Face à l'impasse politique algérienne qui dure, en s'aggravant, depuis octobre 1988, il n'existe pas de solution facile. La «rue», à moins d'avènement de situation imprévue ou de bévue économique et sociale monumentale du régime, n'est pas disposée à aller au «casse-pipe» à la demande des politiciens. Qu'ils soient rouges, verts ou ultralibéraux. Mais cette prudence des classes populaires - qui ont payé cher durant les années 90 - ne donne pas une perspective à cette «République usée», selon l'expression utilisée par le sociologue Ali El-Kenz. Et le mot n'est pas trop fort.

Les mécanismes de la cooptation sont grippés faute de «consensus» interne. Aucun pôle au sein du système ne semble avoir suffisamment d'hégémonie pour pouvoir imprimer un mouvement. L'état d'impotence est total. La faiblesse du champ politique - du fait du verrouillage et des entreprises de discrédit menées par les agents du système - n'a pas permis à une alternative de mûrir. Le changement paraît, aux acteurs et aux intérêts qui composent le système, une menace, un saut vers l'inconnu. «N'ayez pas peur du changement, il ne se fera pas contre vous», a lancé le FFS aux tenants du système pour les convaincre qu'il ne faut pas s'accrocher à un édifice vermoulu. A une «République usée». Le message a été poliment reçu mais il ne passe manifestement pas.

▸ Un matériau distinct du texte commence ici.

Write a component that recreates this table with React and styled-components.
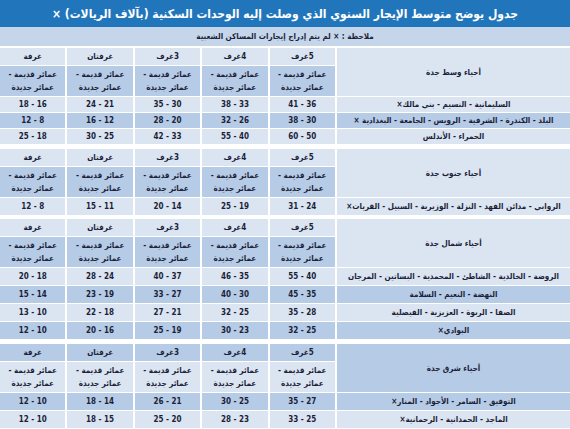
import React from 'react';
import styled, { createGlobalStyle } from 'styled-components';

const GlobalStyle = createGlobalStyle`
  html, body {
    margin: 0;
    padding: 0;
    background: #ffffff;
  }
  body {
    font-family: "DejaVu Sans Condensed", "DejaVu Sans", sans-serif;
    font-stretch: condensed;
    color: #1b1f3a;
  }
`;

const LIGHT = '#dbe5f1';
const DARK = '#b6cbe5';

const Page = styled.div`
  width: 570px;
  height: 429px;
  overflow: hidden;
  display: flex;
  flex-direction: column;

  & > * {
    flex-shrink: 0;
  }
`;

const Title = styled.div`
  height: 27px;
  background: #2176bb;
  color: #ffffff;
  font-size: 12px;
  font-weight: bold;
  display: flex;
  align-items: center;
  justify-content: center;
`;

const Note = styled.div`
  height: 19px;
  background: #c6d6ea;
  font-size: 8px;
  font-weight: bold;
  display: flex;
  align-items: center;
  justify-content: center;
  margin-bottom: 2px;
`;

const Section = styled.div`
  display: grid;
  grid-template-columns: 233px repeat(5, 1fr);
  grid-template-rows: 17px 30px;
  grid-auto-rows: ${(p) => p.$rowHeight}px;
  column-gap: 2px;
  row-gap: 1px;
  margin-bottom: ${(p) => p.$gap}px;
`;

const Cell = styled.div`
  background: ${(p) => (p.$dark ? DARK : LIGHT)};
  font-size: 8px;
  font-weight: bold;
  display: flex;
  align-items: center;
  justify-content: center;
  text-align: center;
  line-height: 13px;
  white-space: nowrap;
  overflow: hidden;
`;

const AreaHead = styled(Cell)`
  grid-row: span 2;
`;

const Value = styled.span`
  direction: ltr;
  unicode-bidi: isolate;
`;

const roomLabels = ['5غرف', '4غرف', '3غرف', 'غرفتان', 'غرفة'];

const sections = [
  {
    name: 'أحياء وسط جدة',
    flip: false,
    rowHeight: 15,
    gap: 5,
    rows: [
      ['السليمانية - النسيم - بني مالك×', '41 - 36', '38 - 33', '35 - 30', '24 - 21', '18 - 16'],
      ['البلد - الكندرة - الشرفية - الرويس - الجامعة - البغدادية ×', '38 - 30', '32 - 26', '28 - 20', '16 - 12', '12 - 8'],
      ['الحمراء - الأندلس', '60 - 50', '55 - 40', '42 - 33', '30 - 25', '25 - 18'],
    ],
  },
  {
    name: 'أحياء جنوب جدة',
    flip: false,
    rowHeight: 17,
    gap: 4,
    rows: [
      ['الروابي - مدائن الفهد - النزلة - الوزيرية - السبيل - القريات×', '31 - 24', '25 - 19', '20 - 14', '15 - 11', '12 - 8'],
    ],
  },
  {
    name: 'أحياء شمال جدة',
    flip: false,
    rowHeight: 17,
    gap: 5,
    rows: [
      ['الروضة - الخالدية - الشاطئ - المحمدية - البساتين - المرجان', '55 - 40', '46 - 35', '40 - 37', '28 - 24', '20 - 18'],
      ['النهضة - النعيم - السلامة', '45 - 35', '40 - 30', '33 - 27', '23 - 19', '15 - 14'],
      ['الصفا - الربوة - العزيزية - الفيصلية', '35 - 28', '32 - 25', '27 - 21', '22 - 18', '13 - 10'],
      ['البوادي×', '32 - 25', '30 - 23', '25 - 19', '20 - 16', '12 - 10'],
    ],
  },
  {
    name: 'أحياء شرق جدة',
    flip: true,
    rowHeight: 17,
    gap: 0,
    rows: [
      ['التوفيق - السامر - الأجواد - المنار×', '35 - 27', '30 - 25', '26 - 21', '18 - 14', '12 - 10'],
      ['الماجد - الحمدانية - الرحمانية×', '33 - 25', '28 - 23', '25 - 20', '18 - 15', '12 - 10'],
    ],
  },
];

const RentSection = ({ section }) => {
  const { name, flip, rows, rowHeight, gap } = section;
  return (
    <Section $rowHeight={rowHeight} $gap={gap}>
      <AreaHead $dark={flip}>{name}</AreaHead>
      {roomLabels.map((label) => (
        <Cell key={label} $dark={flip}>
          {label}
        </Cell>
      ))}
      {roomLabels.map((label) => (
        <Cell key={'sub' + label} $dark={!flip}>
          عمائر قديمة -
          <br />
          عمائر جديدة
        </Cell>
      ))}
      {rows.map((row, i) => {
        const dark = flip ? i % 2 === 0 : i % 2 === 1;
        return (
          <React.Fragment key={row[0]}>
            <Cell $dark={dark}>{row[0]}</Cell>
            {row.slice(1).map((v, j) => (
              <Cell key={j} $dark={dark}>
                <Value>{v}</Value>
              </Cell>
            ))}
          </React.Fragment>
        );
      })}
    </Section>
  );
};

const App = () => {
  return (
    <>
      <GlobalStyle />
      <Page dir="rtl">
        <Title>جدول يوضح متوسط الإيجار السنوي الذي وصلت إليه الوحدات السكنية (بآلاف الريالات) ×</Title>
        <Note>ملاحظة : × لم يتم إدراج إيجارات المساكن الشعبية</Note>
        {sections.map((s) => (
          <RentSection key={s.name} section={s} />
        ))}
      </Page>
    </>
  );
};

export default App;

Cela signifie que les Algériens n'ont pas encore débattu «sérieusement» de ce qu'il faut faire pour libérer un pays d'une paralysie qui dure et permettre à ses enfants d'exprimer leur créativité. Et leur productivité. Les Algériens ne sont pas «inaptes» à faire de bonnes choses, ils peuvent se remettre au travail - car, il faut le dire, on ne travaille pas assez et pas sérieusement - et rendre leur pays plus humain, plus fonctionnel. L'Etat est important dans un pays qui en a été si longtemps privé. Sa défaillance se paye très lourdement. Le pouvoir gagne par la force, le pays perd dans une dilapidation des ressources par les nantis et par une riposte, terrible, par l'incivisme généralisé de classes populaires. La politique doit servir à aider le pays à se penser et à chercher le moyen d'entrer, enfin, dans un cercle vertueux.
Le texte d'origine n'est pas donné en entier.